Faint glimmer of hope but train still in the tunnel

ASB has revised its house price prediction to a total fall of 25%. That’s a sizable price fall, and in inflation-adjusted terms it is nearly as large as the 1974-1980 slump.

Monday, December 19th 2022, 11:47AM 1 Comment

by Sally Lindsay

This comes after ASB’s Housing Confidence Survey to the end of October, released on Friday, showed the housing market moved out of the red, thanks largely to Aucklanders.

The latest confidence survey results suggest people are seeing a faint glimmer of light at the end of the tunnel after a year’s worth of house price declines. The ‘is it a good or bad time to buy a house” responses swung back – just – in “good territory because of a bout of optimism from Aucklanders.

Price expectations moved up fractionally though remain distinctly negative. And the large group of people expecting interest rates will rise did get a bit smaller, the survey results show.

There is, however, the possibility that a train lurks.

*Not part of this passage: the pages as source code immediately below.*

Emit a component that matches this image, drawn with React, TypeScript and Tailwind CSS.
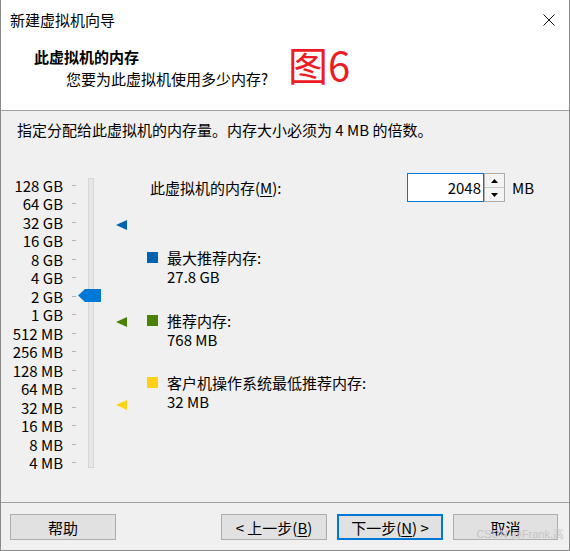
import React from 'react';

const sizes = [
  '128 GB', '64 GB', '32 GB', '16 GB', '8 GB', '4 GB', '2 GB', '1 GB',
  '512 MB', '256 MB', '128 MB', '64 MB', '32 MB', '16 MB', '8 MB', '4 MB',
];

function Marker({ color, top }: { color: string; top: string }) {
  return (
    <svg className={`absolute left-[40px] ${top}`} width="11" height="10" viewBox="0 0 11 10">
      <polygon points="0,5 11,0 11,10" fill={color} />
    </svg>
  );
}

function Legend({ color, label, value, className }: { color: string; label: string; value: string; className?: string }) {
  return (
    <div className={`flex items-start -ml-[3px] leading-[19px] ${className ?? ''}`}>
      <div className={`w-[11px] h-[11px] mt-[4px] mr-[9px] ${color}`} />
      <div>
        <div>{label}</div>
        <div>{value}</div>
      </div>
    </div>
  );
}

function Button({ children, primary }: { children: React.ReactNode; primary?: boolean }) {
  return (
    <div
      className={`h-[26px] flex items-center justify-center bg-[#e1e1e1] leading-none whitespace-nowrap ${
        primary ? 'border-2 border-[#0078d7]' : 'border border-[#adadad]'
      }`}
    >
      {children}
    </div>
  );
}

export default function App() {
  return (
    <div className="relative w-[570px] h-[551px] bg-[#f0f0f0] border-x border-b border-[#8a8a8a] flex flex-col text-[15px] text-black font-['Noto_Sans_CJK_SC',sans-serif]">
      {/* Title bar + header */}
      <div className="h-[111px] shrink-0 bg-white border-b border-[#a0a0a0]">
        <div className="h-[40px] flex items-center pl-[9px] pr-[14px]">
          <div className="flex-1 leading-[20px]">新建虚拟机向导</div>
          <svg width="12" height="12" viewBox="0 0 12 12">
            <path d="M0.5 0.5L11.5 11.5M11.5 0.5L0.5 11.5" stroke="#111" strokeWidth="1" />
          </svg>
        </div>
        <div className="flex pt-[7px] pl-[33px]">
          <div className="w-[256px]">
            <div className="font-bold leading-[20px]">此虚拟机的内存</div>
            <div className="pl-[32px] mt-[2px] leading-[20px]">您要为此虚拟机使用多少内存?</div>
          </div>
          <div className="text-[40px] leading-[40px] -mt-[3px] -ml-[2px] text-[#ed1c24]">图6</div>
        </div>
      </div>

      {/* Body */}
      <div className="flex-1 pt-[9px] pl-[16px]">
        <div className="leading-[20px]">指定分配给此虚拟机的内存量。内存大小必须为 4 MB 的倍数。</div>

        <div className="flex mt-[36px]">
          {/* Scale labels */}
          <div className="flex flex-col">
            {sizes.map((s) => (
              <div key={s} className="flex items-center h-[18.53px]">
                <div className="w-[46px] flex justify-end whitespace-nowrap leading-none">{s}</div>
                <div className="ml-[9px] w-[4px] h-px bg-[#b4b4b4]" />
              </div>
            ))}
          </div>

          {/* Slider */}
          <div className="relative w-[74px] h-[296.5px]">
            <div className="ml-[12px] mt-[2px] w-[6px] h-[290px] bg-[#e7e7e7] border border-[#d6d6d6]" />
            <svg className="absolute left-[2px] top-[113px]" width="23" height="13" viewBox="0 0 23 13">
              <polygon points="0,6.5 7,0 23,0 23,13 7,13" fill="#0078d7" />
            </svg>
            <Marker color="#0063b1" top="top-[44px]" />
            <Marker color="#498205" top="top-[141px]" />
            <Marker color="#fcd116" top="top-[224px]" />
          </div>

          {/* Right column */}
          <div className="flex-1 -mt-[3px]">
            <div className="flex items-center h-[29px]">
              <div className="w-[257px] leading-none">
                此虚拟机的内存(<span className="underline underline-offset-2">M</span>):
              </div>
              <div className="w-[77px] h-[29px] bg-white border border-[#0078d7] flex items-center justify-end pr-[2px] leading-none">
                2048
              </div>
              <div className="w-[21px] h-[29px] border border-[#adadad] flex flex-col gap-px bg-[#c8c8c8]">
                <div className="flex-1 bg-[#f4f4f4] flex items-center justify-center">
                  <svg width="7" height="4" viewBox="0 0 7 4">
                    <polygon points="3.5,0 7,4 0,4" fill="#000" />
                  </svg>
                </div>
                <div className="flex-1 bg-[#f4f4f4] flex items-center justify-center">
                  <svg width="7" height="4" viewBox="0 0 7 4">
                    <polygon points="0,0 7,0 3.5,4" fill="#000" />
                  </svg>
                </div>
              </div>
              <div className="ml-[7px] leading-none">MB</div>
            </div>

            <Legend className="mt-[46px]" color="bg-[#0063b1]" label="最大推荐内存:" value="27.8 GB" />
            <Legend className="mt-[25px]" color="bg-[#498205]" label="推荐内存:" value="768 MB" />
            <Legend className="mt-[24px]" color="bg-[#fcd116]" label="客户机操作系统最低推荐内存:" value="32 MB" />
          </div>
        </div>
      </div>

      {/* Footer */}
      <div className="h-[48px] shrink-0 border-t border-[#a0a0a0] pt-[11px] pl-[9px] pr-[11px] flex items-start">
        <div className="w-[106px]">
          <Button>帮助</Button>
        </div>
        <div className="flex-1" />
        <div className="w-[106px]">
          <Button>
            &lt; 上一步(<span className="underline underline-offset-2">B</span>)
          </Button>
        </div>
        <div className="w-[106px] ml-[10px]">
          <Button primary>
            下一步(<span className="underline underline-offset-2">N</span>) &gt;
          </Button>
        </div>
        <div className="w-[105px] ml-[10px]">
          <Button>取消</Button>
        </div>
      </div>

      <div className="absolute right-[5px] top-[528px] text-[11px] leading-[12px] text-[#c4c4c4] whitespace-nowrap font-['Liberation_Sans',sans-serif]">
        CSDN @Frank.高
      </div>
    </div>
  );
}
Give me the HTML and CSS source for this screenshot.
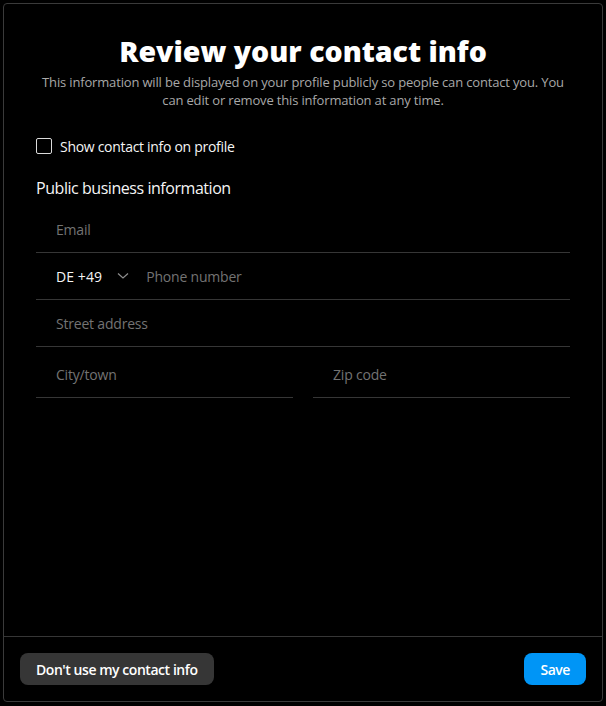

The survey results were taken just before the Reserve Bank put on an express service for the Official Cash Rate (OCR), lifting it by 75 basis points in November and talking even tougher on inflation.

Also house sales and price data from the REINZ showed accelerated deterioration, with prices now down 14% overall. House sales have fallen markedly in recent months and, in seasonally-adjusted terms, are the lowest since 2008 (putting aside the 2020 lockdown pause). We have just revised our house price to a total fall of 25%.

There are scenarios under which the price fall may not be that large. Immigration is potentially picking up faster than has been anticipated. And if people start to heed the RBNZ’s message to spend cautiously, the OCR might not need to hit 5.5% to get inflation under control sufficiently quickly. For the time being, however, the RBNZ looks like it is still going to have the throttle wide open on the OCR Express.

Price expectations: stable gloom

The results for the three months to October were surprisingly steady (net -30%) on the three months to July (net -31%).

Although price expectations are distinctly negative, they haven’t hit the depths of the 2008-09 Global Financial Crisisperiod despite prices already falling by more over the past year than they did back then.

Respondents in the South Island, where prices have held up much better, are less downbeat than Aucklanders and those in the rest of the North Island.

With the RBNZ more recently amping up its views on where interest rates will go, price expectations could yet edge lower. And prices themselves look like they are starting to fall at a faster pace, but at some point, respondents will start to see light at the end of the tunnel.

Once the RBNZ stops lifting interest rates, people will have a lot more certainty about one of the key risks hanging over people’s heads: just how high will mortgage rates go?

Buying sentiment: the only way is up?

Amidst the recent doom and gloom, respondents are increasingly less downbeat on whether now is a good time to buy a house. On a net basis, 1% of respondents think now is a good time to buy. In contrast, in the three months to January a net 28% thought it was a bad time to buy, which set a new record in the survey’s 25-year history.

The optimism is, however, solely confined to Auckland at net +9%. The rest of the North Island is technically on the ‘bad’ side of the ledger, with the South Island at net -6%.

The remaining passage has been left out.